REQUIREMENTS: Copy whichever lines contain the string "index".

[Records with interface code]
-----

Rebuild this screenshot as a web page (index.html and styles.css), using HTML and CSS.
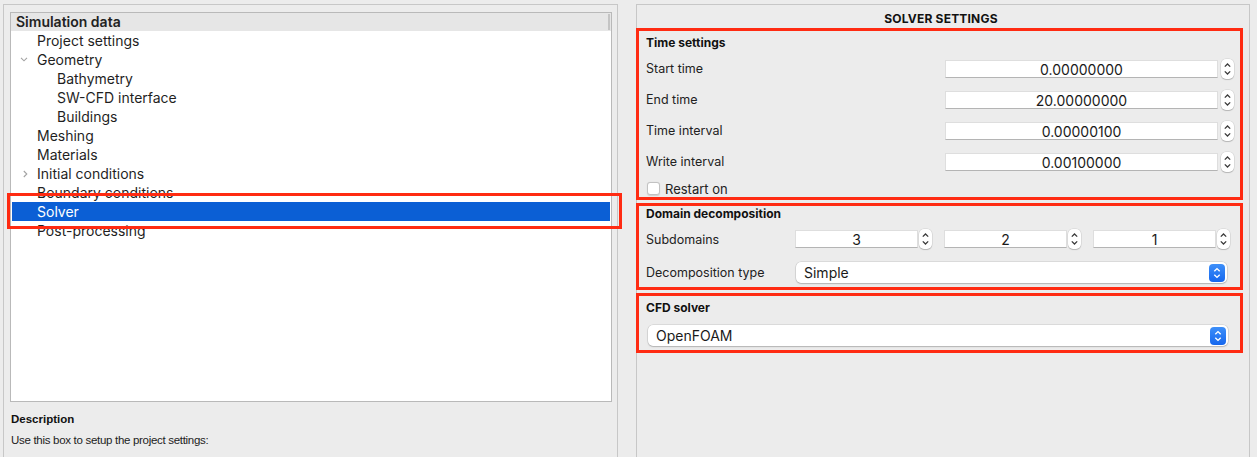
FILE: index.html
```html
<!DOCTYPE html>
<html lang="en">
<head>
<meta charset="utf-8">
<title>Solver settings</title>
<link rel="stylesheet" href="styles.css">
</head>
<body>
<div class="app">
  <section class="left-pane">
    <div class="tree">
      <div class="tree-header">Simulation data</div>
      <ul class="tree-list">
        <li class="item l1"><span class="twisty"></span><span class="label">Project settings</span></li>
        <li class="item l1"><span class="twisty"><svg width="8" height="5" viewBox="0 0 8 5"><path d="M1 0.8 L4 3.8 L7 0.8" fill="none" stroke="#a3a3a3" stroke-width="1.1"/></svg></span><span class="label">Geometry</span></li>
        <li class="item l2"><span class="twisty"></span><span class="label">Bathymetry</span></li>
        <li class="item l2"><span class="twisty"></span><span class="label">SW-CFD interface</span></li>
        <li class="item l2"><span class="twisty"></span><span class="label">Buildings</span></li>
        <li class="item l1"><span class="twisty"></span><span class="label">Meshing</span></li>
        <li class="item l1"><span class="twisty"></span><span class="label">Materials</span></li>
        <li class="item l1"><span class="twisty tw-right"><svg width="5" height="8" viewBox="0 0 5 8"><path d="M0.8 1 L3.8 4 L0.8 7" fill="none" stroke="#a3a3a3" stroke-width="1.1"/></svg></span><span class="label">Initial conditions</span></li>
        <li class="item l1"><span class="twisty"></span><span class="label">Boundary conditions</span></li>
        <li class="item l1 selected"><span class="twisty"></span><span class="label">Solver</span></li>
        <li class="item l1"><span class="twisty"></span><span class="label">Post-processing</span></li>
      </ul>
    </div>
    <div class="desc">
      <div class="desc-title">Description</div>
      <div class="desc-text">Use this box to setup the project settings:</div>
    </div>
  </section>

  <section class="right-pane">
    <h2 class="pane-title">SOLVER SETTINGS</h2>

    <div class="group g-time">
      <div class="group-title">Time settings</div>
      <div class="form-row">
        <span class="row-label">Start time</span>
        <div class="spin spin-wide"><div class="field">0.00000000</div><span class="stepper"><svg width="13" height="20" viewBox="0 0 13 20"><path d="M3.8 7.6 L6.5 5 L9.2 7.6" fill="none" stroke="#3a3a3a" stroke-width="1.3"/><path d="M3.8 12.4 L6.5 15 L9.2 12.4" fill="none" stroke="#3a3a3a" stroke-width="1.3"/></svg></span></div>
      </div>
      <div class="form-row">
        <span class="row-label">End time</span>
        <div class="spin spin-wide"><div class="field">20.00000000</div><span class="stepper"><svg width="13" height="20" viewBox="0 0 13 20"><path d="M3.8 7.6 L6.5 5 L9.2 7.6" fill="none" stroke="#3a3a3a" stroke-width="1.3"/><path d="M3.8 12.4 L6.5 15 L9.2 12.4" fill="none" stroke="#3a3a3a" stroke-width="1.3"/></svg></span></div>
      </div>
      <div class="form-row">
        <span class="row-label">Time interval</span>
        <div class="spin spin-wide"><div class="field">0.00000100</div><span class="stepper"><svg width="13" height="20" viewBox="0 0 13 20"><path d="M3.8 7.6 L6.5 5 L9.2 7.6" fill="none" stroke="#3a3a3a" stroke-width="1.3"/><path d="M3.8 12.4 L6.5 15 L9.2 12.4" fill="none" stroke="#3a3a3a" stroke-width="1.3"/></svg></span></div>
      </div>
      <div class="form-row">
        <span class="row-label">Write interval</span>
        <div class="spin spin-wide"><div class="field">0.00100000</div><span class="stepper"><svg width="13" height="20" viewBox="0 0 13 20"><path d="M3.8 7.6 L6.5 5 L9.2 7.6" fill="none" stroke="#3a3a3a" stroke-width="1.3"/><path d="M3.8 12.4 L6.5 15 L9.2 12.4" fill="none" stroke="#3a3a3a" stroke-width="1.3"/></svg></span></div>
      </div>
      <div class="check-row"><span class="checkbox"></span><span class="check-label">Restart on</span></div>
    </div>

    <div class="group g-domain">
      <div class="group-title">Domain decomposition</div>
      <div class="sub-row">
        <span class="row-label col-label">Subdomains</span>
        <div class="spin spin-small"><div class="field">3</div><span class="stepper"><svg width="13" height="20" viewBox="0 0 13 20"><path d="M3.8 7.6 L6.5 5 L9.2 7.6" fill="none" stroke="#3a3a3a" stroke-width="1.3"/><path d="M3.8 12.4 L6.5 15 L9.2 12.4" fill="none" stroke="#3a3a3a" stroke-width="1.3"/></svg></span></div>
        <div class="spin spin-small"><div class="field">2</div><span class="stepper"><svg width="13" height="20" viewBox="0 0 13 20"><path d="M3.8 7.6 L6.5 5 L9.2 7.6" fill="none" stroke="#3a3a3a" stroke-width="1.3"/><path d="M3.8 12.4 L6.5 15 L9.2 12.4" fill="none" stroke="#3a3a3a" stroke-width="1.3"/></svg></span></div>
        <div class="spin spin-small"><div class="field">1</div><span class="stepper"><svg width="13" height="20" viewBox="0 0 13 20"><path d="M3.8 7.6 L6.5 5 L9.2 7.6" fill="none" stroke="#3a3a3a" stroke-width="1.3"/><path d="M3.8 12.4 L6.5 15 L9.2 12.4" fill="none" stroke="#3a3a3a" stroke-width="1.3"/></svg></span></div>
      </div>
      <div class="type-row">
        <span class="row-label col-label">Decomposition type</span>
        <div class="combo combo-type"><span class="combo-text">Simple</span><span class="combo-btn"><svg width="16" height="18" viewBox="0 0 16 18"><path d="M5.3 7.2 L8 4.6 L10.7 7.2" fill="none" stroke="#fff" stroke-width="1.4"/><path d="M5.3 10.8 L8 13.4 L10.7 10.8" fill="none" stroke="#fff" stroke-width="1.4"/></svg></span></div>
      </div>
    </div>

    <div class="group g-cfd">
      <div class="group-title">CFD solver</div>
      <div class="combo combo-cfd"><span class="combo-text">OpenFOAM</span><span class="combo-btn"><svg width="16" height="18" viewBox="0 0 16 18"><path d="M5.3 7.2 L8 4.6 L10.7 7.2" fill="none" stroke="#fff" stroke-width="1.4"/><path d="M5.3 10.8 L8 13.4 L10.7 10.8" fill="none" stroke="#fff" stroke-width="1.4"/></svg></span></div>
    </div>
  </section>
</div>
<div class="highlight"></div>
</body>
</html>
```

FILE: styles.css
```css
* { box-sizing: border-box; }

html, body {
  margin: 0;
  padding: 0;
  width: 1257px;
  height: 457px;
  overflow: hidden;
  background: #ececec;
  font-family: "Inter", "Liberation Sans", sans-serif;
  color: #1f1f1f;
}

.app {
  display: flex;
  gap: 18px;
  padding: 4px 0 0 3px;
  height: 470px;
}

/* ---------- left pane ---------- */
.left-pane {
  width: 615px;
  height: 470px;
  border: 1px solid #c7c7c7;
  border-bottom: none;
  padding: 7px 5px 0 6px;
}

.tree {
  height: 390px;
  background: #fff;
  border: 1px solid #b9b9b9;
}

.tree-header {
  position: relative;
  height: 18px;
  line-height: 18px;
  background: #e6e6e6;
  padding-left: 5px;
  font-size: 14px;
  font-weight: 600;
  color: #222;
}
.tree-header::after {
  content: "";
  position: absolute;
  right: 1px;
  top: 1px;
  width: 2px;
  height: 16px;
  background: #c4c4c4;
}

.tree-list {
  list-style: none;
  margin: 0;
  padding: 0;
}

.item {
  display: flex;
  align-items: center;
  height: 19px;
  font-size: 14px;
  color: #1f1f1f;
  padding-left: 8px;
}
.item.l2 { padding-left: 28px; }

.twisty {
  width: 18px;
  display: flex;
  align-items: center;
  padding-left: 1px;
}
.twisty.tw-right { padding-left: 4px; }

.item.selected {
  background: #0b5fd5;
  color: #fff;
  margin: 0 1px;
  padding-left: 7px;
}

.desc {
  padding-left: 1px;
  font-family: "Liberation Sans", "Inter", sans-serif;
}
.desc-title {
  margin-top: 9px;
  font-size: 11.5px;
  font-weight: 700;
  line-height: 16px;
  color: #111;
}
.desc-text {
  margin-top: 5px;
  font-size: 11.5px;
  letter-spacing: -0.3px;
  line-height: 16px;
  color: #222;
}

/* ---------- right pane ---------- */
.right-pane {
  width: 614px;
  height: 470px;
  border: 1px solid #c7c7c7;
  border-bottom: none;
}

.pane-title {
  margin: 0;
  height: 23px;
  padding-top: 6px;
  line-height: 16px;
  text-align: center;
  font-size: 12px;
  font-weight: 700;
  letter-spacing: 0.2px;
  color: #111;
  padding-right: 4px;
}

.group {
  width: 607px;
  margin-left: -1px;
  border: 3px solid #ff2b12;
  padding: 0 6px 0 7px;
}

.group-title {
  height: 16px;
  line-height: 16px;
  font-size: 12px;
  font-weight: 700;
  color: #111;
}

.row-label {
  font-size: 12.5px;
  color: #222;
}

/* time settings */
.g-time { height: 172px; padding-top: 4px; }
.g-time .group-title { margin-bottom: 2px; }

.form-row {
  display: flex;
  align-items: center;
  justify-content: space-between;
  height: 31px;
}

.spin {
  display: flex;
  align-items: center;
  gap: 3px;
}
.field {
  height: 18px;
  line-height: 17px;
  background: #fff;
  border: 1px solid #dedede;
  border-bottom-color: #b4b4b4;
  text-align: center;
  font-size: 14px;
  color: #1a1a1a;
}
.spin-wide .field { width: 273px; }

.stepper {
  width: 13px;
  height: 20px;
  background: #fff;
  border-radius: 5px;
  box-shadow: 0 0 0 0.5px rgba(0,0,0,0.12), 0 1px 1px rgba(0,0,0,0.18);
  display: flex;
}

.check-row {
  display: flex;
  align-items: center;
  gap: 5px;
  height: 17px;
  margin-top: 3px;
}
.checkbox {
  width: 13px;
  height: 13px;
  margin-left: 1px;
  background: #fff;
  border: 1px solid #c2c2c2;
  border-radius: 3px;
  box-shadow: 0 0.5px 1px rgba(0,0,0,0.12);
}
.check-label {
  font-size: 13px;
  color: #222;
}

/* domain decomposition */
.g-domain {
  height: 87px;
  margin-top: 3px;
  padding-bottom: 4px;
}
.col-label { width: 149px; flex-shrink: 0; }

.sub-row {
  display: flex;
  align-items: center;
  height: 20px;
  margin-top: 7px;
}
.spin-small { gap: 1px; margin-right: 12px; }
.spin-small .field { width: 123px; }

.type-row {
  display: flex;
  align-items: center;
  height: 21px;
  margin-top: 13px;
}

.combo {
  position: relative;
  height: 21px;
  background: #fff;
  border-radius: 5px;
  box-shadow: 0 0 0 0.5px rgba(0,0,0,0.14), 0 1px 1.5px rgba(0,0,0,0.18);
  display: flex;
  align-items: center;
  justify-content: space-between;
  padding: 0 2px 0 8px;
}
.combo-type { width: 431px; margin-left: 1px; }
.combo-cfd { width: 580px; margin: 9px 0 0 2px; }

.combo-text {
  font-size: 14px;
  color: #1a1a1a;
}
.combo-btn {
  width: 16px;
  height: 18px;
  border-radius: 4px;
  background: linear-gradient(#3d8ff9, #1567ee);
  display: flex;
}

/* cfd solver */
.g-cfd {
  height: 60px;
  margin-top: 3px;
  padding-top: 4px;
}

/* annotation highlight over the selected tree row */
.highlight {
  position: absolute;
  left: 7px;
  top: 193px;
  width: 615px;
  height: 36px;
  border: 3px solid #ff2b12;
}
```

-----

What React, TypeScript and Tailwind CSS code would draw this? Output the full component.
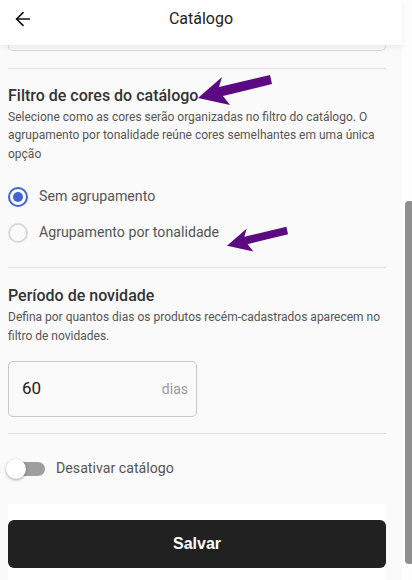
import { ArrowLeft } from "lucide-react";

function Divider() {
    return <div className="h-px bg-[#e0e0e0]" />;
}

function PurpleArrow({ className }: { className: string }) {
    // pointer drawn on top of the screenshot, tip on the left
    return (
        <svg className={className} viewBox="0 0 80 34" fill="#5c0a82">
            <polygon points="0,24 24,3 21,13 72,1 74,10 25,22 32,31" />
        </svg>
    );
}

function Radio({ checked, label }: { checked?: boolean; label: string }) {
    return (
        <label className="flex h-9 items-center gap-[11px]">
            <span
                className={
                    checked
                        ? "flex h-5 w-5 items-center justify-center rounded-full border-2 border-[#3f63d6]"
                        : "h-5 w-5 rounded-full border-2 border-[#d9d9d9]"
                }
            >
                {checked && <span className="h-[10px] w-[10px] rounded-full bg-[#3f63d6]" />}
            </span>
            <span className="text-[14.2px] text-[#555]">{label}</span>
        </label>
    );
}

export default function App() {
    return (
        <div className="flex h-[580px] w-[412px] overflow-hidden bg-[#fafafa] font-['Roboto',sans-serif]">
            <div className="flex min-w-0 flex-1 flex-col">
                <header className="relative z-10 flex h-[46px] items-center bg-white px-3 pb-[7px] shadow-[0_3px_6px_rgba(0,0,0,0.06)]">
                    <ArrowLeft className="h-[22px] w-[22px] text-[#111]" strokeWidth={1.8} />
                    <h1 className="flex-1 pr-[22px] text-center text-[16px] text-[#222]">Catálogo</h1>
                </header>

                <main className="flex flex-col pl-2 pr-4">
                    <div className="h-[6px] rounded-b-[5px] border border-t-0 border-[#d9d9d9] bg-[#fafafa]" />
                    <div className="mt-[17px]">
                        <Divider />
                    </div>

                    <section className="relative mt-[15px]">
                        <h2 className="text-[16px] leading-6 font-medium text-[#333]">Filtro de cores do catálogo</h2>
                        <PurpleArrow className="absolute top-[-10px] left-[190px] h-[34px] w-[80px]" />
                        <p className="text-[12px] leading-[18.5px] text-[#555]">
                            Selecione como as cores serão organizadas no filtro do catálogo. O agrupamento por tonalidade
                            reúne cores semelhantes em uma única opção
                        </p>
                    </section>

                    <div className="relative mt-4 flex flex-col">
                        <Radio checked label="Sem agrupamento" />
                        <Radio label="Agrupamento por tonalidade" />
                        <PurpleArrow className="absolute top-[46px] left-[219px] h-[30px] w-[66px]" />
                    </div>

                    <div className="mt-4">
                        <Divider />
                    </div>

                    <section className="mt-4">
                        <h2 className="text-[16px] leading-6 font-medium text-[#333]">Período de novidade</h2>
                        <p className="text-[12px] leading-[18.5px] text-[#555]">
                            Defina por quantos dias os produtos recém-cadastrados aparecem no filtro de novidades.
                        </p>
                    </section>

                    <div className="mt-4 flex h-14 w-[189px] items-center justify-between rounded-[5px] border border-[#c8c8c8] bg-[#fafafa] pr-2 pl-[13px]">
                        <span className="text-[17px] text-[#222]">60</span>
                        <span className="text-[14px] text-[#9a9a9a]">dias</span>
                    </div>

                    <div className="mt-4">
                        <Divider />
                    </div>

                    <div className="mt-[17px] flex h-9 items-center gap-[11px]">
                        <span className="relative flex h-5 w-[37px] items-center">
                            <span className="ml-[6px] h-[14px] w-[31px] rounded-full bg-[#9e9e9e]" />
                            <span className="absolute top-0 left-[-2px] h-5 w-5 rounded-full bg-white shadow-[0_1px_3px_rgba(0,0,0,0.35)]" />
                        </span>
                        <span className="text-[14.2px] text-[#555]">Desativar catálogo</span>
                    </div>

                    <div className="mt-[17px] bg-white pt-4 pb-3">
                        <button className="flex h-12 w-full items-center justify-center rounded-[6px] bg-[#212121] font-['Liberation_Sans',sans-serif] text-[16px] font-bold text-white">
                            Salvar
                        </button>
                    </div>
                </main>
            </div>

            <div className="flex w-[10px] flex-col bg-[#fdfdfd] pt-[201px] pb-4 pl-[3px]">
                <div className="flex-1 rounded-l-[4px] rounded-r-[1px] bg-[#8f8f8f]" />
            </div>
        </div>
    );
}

-----

SOLUTION FOR THIS TASK:
Rebuild this screenshot as a web page (index.html and styles.css), using HTML and CSS.
FILE: index.html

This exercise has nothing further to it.